Alan Halsey's selected writings, Wittgenstein's Devil, appeared in 2000 and his prose-poem The Text of Shelley's Death was reprinted in 2001. Other recent publications include the text/graphic collaboration with Kelvin Corcoran Your Thinking Tracts or Nations & graphics for Tony Baker's translation of Cendrars' Prose of the Trans-siberian. He is the publisher of West House Books & for many years ran the Poetry Bookshop in Hay-on-Wye.

March 6, 2002
Ezra Mark and Buck Downs

Ezra Mark is author of Narthex, Tenet, Re(a)d, and untitled. His influences include Wittgenstein, Agnes Martin, and baseball. He is editor of Vortext and a member of the Subtext collective.

Buck Downs lives and works in Washington, DC and he thinks you should, too. He is making a rare Pacific Northwest visit to promote his latest collection Marijuana Softdrink. Publisher's Weekly writes: "In Downs's writing, the humbling effects of the omnipresent everyday, and the moral ambiguities of the brand-name marketplace give his speaker the demeanor of a zealous, defrocked televangelist..." He is editor of Open 24 Hours, and publisher of Buck Downs Books.

February 6, 2002
Susan Landers and Joseph Zitt

Susan Landers lives in Brooklyn, where she co-edits Pom2, a journal that engages and responds to work printed in previous issues. Her work has appeared on-line in theeastvillage.com and readme, as well as in print journals, including Crowd, Lungfull, Washington Review and Ixnay. She is at work on a book length poem, X mgs., panic picnic.
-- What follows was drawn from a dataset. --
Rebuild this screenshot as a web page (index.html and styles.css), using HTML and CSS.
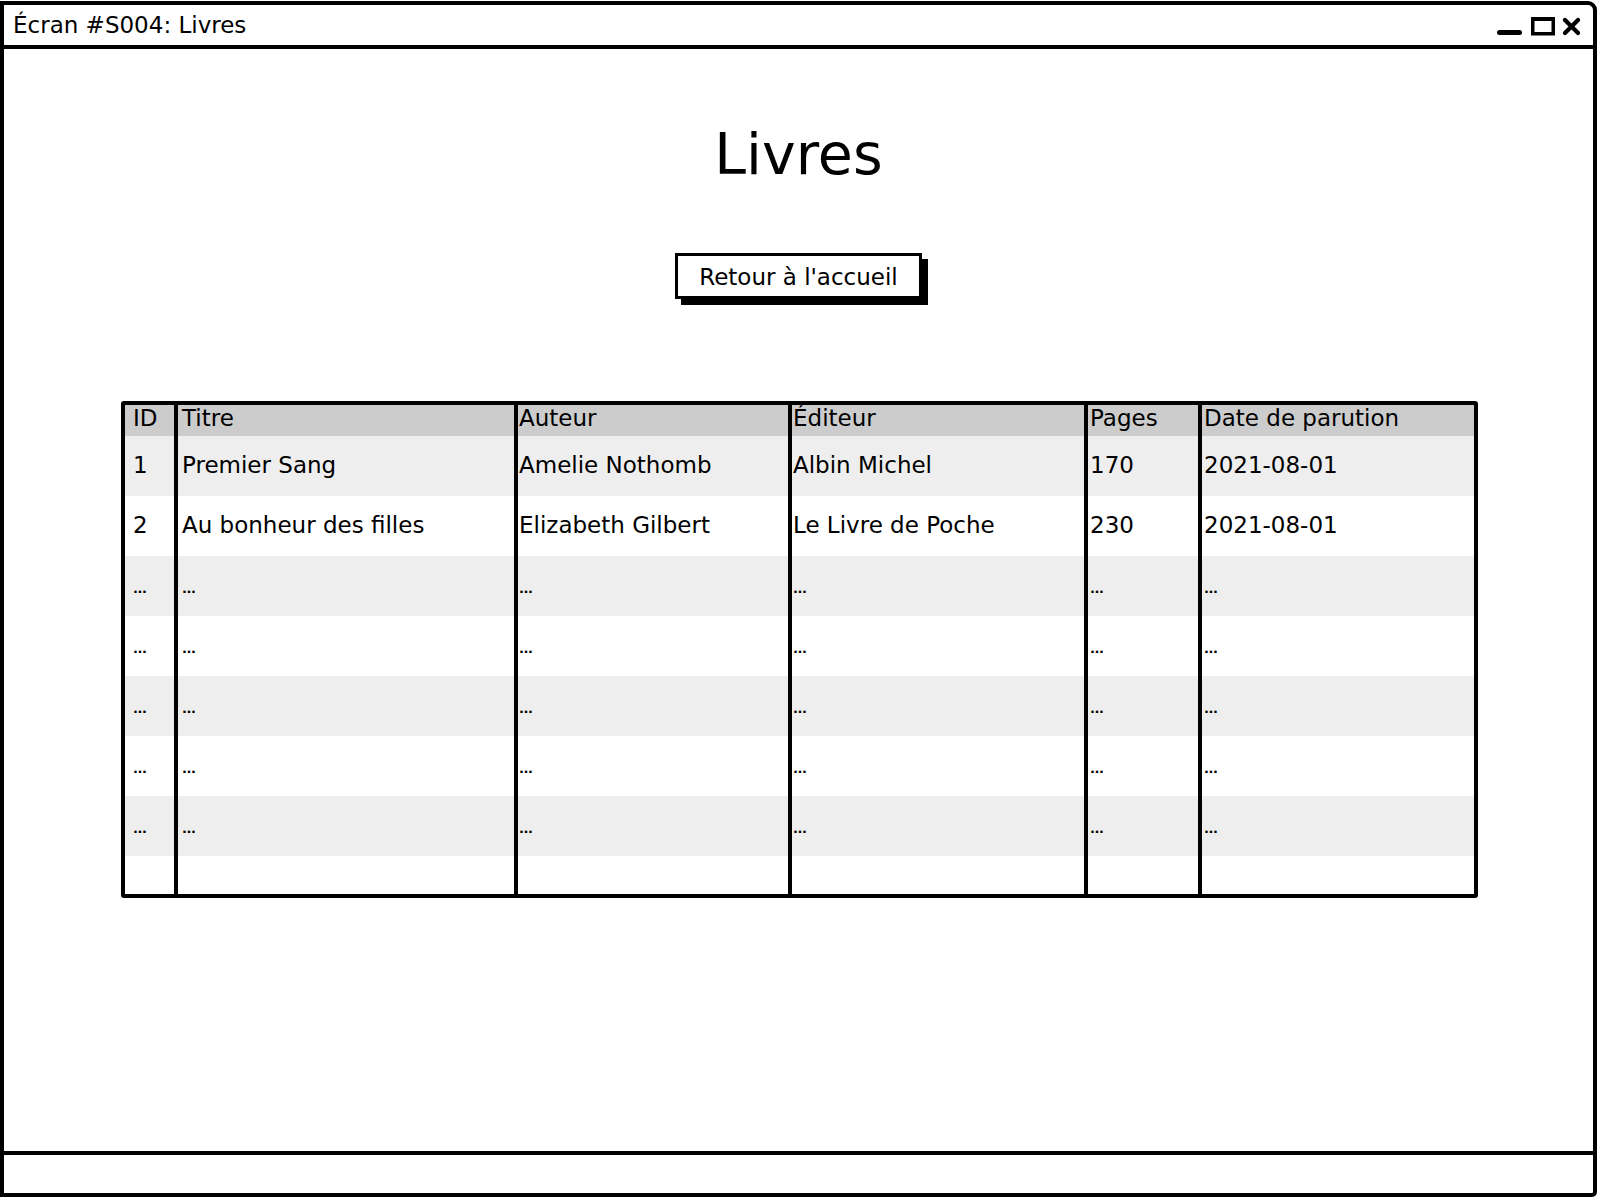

Joseph Zitt's vocal performances combine a background in traditional synagogue and world musics with a mastery of extended vocal techniques. His recordings include All Souls, in collaboration with Thomas Bickley, Comma's (voices), and Gray Code's Live In Philadelphia. Publisher of Metatron Press, he lives in Washington DC. His new book is called Surprise Me With Beauty: the Music of Human Systems. This performance is part of a solo North American tour – including events in 18 cities.